## begin

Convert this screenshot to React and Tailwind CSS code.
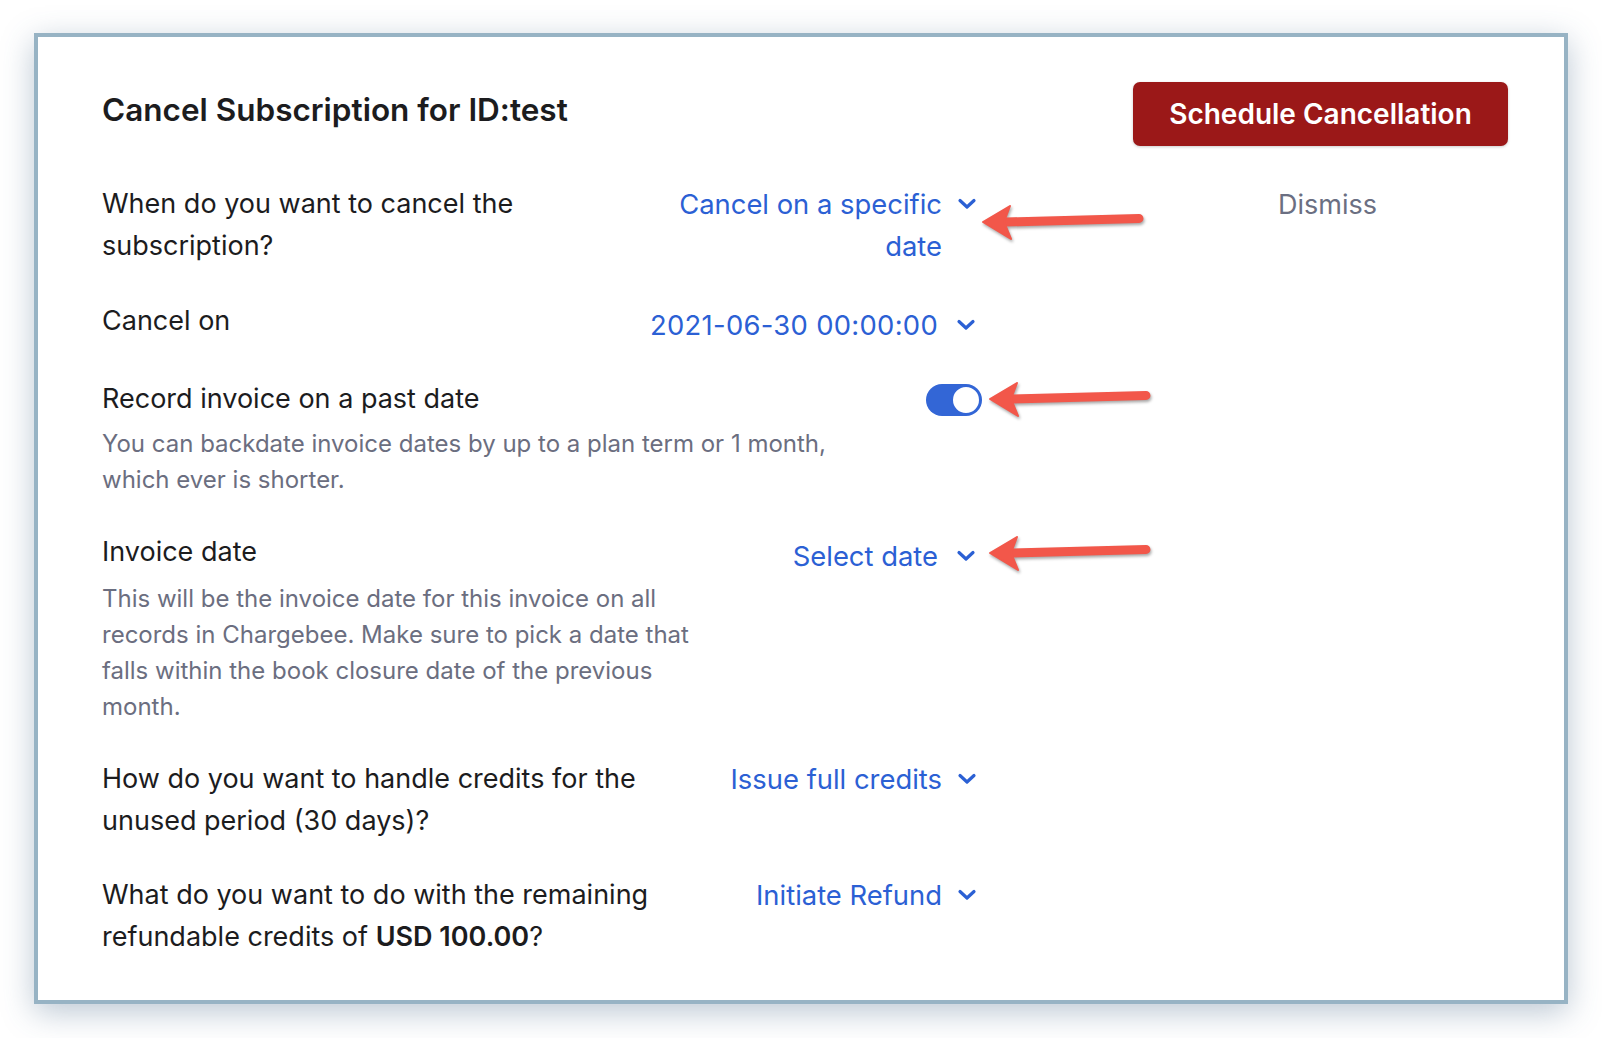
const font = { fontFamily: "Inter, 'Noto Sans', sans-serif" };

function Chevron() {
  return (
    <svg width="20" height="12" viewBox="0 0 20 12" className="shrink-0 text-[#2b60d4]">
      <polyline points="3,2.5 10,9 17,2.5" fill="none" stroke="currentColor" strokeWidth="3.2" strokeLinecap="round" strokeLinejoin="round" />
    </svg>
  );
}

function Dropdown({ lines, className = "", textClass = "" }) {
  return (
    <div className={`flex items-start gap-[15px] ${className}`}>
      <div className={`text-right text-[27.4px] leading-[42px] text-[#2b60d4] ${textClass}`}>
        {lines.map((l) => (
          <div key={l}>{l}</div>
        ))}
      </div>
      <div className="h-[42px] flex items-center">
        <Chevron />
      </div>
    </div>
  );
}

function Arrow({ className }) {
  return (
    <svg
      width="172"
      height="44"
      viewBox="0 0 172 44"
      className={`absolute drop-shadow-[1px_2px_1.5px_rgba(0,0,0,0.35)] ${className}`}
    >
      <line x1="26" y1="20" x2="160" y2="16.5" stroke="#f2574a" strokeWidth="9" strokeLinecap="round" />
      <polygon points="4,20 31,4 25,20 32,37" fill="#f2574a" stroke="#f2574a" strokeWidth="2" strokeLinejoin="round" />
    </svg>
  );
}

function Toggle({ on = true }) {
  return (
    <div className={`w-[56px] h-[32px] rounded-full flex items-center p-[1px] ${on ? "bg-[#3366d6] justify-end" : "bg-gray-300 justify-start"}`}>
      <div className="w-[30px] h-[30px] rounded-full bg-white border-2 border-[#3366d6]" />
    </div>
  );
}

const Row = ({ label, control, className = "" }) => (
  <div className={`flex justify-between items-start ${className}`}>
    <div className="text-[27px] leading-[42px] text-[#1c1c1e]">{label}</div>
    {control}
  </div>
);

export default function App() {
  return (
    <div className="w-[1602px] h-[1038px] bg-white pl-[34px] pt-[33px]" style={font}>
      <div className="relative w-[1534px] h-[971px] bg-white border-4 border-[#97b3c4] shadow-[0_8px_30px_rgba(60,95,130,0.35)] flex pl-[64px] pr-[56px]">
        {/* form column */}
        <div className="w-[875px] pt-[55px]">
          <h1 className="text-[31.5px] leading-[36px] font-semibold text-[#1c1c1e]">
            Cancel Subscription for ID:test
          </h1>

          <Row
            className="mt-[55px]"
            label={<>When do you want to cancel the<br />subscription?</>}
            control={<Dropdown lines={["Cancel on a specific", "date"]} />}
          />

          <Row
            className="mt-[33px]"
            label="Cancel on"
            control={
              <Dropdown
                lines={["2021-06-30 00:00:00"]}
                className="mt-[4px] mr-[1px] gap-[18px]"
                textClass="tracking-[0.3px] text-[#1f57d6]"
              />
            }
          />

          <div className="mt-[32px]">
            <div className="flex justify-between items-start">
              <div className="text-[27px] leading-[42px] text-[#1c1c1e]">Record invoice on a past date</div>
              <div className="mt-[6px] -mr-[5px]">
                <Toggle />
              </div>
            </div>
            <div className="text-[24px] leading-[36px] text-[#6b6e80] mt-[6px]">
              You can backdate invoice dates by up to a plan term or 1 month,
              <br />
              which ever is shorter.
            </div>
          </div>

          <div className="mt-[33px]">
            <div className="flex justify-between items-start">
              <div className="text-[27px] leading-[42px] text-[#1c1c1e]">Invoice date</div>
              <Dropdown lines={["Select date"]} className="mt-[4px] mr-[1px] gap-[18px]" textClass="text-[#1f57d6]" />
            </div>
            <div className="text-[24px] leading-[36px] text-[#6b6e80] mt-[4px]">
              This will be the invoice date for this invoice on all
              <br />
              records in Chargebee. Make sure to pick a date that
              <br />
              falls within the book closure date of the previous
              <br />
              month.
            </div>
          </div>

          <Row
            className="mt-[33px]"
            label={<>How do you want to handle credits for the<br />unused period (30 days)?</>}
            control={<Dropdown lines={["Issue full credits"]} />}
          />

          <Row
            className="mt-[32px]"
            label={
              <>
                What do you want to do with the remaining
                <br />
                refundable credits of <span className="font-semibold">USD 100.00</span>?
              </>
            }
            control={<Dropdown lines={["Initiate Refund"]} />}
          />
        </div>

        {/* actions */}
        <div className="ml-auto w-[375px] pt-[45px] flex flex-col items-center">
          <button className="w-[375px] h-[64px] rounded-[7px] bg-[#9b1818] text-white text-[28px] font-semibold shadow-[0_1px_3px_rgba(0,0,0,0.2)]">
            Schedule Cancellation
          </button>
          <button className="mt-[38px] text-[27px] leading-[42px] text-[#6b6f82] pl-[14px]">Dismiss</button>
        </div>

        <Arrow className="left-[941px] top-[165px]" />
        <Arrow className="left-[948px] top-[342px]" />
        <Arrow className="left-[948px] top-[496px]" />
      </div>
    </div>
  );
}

## end

Given request »
Leave out the pictures and output the rest of the material exactly as written.

The solution »
Convert this screenshot to React and Tailwind CSS code.
const font = { fontFamily: "Inter, 'Noto Sans', sans-serif" };

function Chevron() {
  return (
    <svg width="20" height="12" viewBox="0 0 20 12" className="shrink-0 text-[#2b60d4]">
      <polyline points="3,2.5 10,9 17,2.5" fill="none" stroke="currentColor" strokeWidth="3.2" strokeLinecap="round" strokeLinejoin="round" />
    </svg>
  );
}

function Dropdown({ lines, className = "", textClass = "" }) {
  return (
    <div className={`flex items-start gap-[15px] ${className}`}>
      <div className={`text-right text-[27.4px] leading-[42px] text-[#2b60d4] ${textClass}`}>
        {lines.map((l) => (
          <div key={l}>{l}</div>
        ))}
      </div>
      <div className="h-[42px] flex items-center">
        <Chevron />
      </div>
    </div>
  );
}

function Arrow({ className }) {
  return (
    <svg
      width="172"
      height="44"
      viewBox="0 0 172 44"
      className={`absolute drop-shadow-[1px_2px_1.5px_rgba(0,0,0,0.35)] ${className}`}
    >
      <line x1="26" y1="20" x2="160" y2="16.5" stroke="#f2574a" strokeWidth="9" strokeLinecap="round" />
      <polygon points="4,20 31,4 25,20 32,37" fill="#f2574a" stroke="#f2574a" strokeWidth="2" strokeLinejoin="round" />
    </svg>
  );
}

function Toggle({ on = true }) {
  return (
    <div className={`w-[56px] h-[32px] rounded-full flex items-center p-[1px] ${on ? "bg-[#3366d6] justify-end" : "bg-gray-300 justify-start"}`}>
      <div className="w-[30px] h-[30px] rounded-full bg-white border-2 border-[#3366d6]" />
    </div>
  );
}

const Row = ({ label, control, className = "" }) => (
  <div className={`flex justify-between items-start ${className}`}>
    <div className="text-[27px] leading-[42px] text-[#1c1c1e]">{label}</div>
    {control}
  </div>
);

export default function App() {
  return (
    <div className="w-[1602px] h-[1038px] bg-white pl-[34px] pt-[33px]" style={font}>
      <div className="relative w-[1534px] h-[971px] bg-white border-4 border-[#97b3c4] shadow-[0_8px_30px_rgba(60,95,130,0.35)] flex pl-[64px] pr-[56px]">
        {/* form column */}
        <div className="w-[875px] pt-[55px]">
          <h1 className="text-[31.5px] leading-[36px] font-semibold text-[#1c1c1e]">
            Cancel Subscription for ID:test
          </h1>

          <Row
            className="mt-[55px]"
            label={<>When do you want to cancel the<br />subscription?</>}
            control={<Dropdown lines={["Cancel on a specific", "date"]} />}
          />

          <Row
            className="mt-[33px]"
            label="Cancel on"
            control={
              <Dropdown
                lines={["2021-06-30 00:00:00"]}
                className="mt-[4px] mr-[1px] gap-[18px]"
                textClass="tracking-[0.3px] text-[#1f57d6]"
              />
            }
          />

          <div className="mt-[32px]">
            <div className="flex justify-between items-start">
              <div className="text-[27px] leading-[42px] text-[#1c1c1e]">Record invoice on a past date</div>
              <div className="mt-[6px] -mr-[5px]">
                <Toggle />
              </div>
            </div>
            <div className="text-[24px] leading-[36px] text-[#6b6e80] mt-[6px]">
              You can backdate invoice dates by up to a plan term or 1 month,
              <br />
              which ever is shorter.
            </div>
          </div>

          <div className="mt-[33px]">
            <div className="flex justify-between items-start">
              <div className="text-[27px] leading-[42px] text-[#1c1c1e]">Invoice date</div>
              <Dropdown lines={["Select date"]} className="mt-[4px] mr-[1px] gap-[18px]" textClass="text-[#1f57d6]" />
            </div>
            <div className="text-[24px] leading-[36px] text-[#6b6e80] mt-[4px]">
              This will be the invoice date for this invoice on all
              <br />
              records in Chargebee. Make sure to pick a date that
              <br />
              falls within the book closure date of the previous
              <br />
              month.
            </div>
          </div>

          <Row
            className="mt-[33px]"
            label={<>How do you want to handle credits for the<br />unused period (30 days)?</>}
            control={<Dropdown lines={["Issue full credits"]} />}
          />

          <Row
            className="mt-[32px]"
            label={
              <>
                What do you want to do with the remaining
                <br />
                refundable credits of <span className="font-semibold">USD 100.00</span>?
              </>
            }
            control={<Dropdown lines={["Initiate Refund"]} />}
          />
        </div>

        {/* actions */}
        <div className="ml-auto w-[375px] pt-[45px] flex flex-col items-center">
          <button className="w-[375px] h-[64px] rounded-[7px] bg-[#9b1818] text-white text-[28px] font-semibold shadow-[0_1px_3px_rgba(0,0,0,0.2)]">
            Schedule Cancellation
          </button>
          <button className="mt-[38px] text-[27px] leading-[42px] text-[#6b6f82] pl-[14px]">Dismiss</button>
        </div>

        <Arrow className="left-[941px] top-[165px]" />
        <Arrow className="left-[948px] top-[342px]" />
        <Arrow className="left-[948px] top-[496px]" />
      </div>
    </div>
  );
}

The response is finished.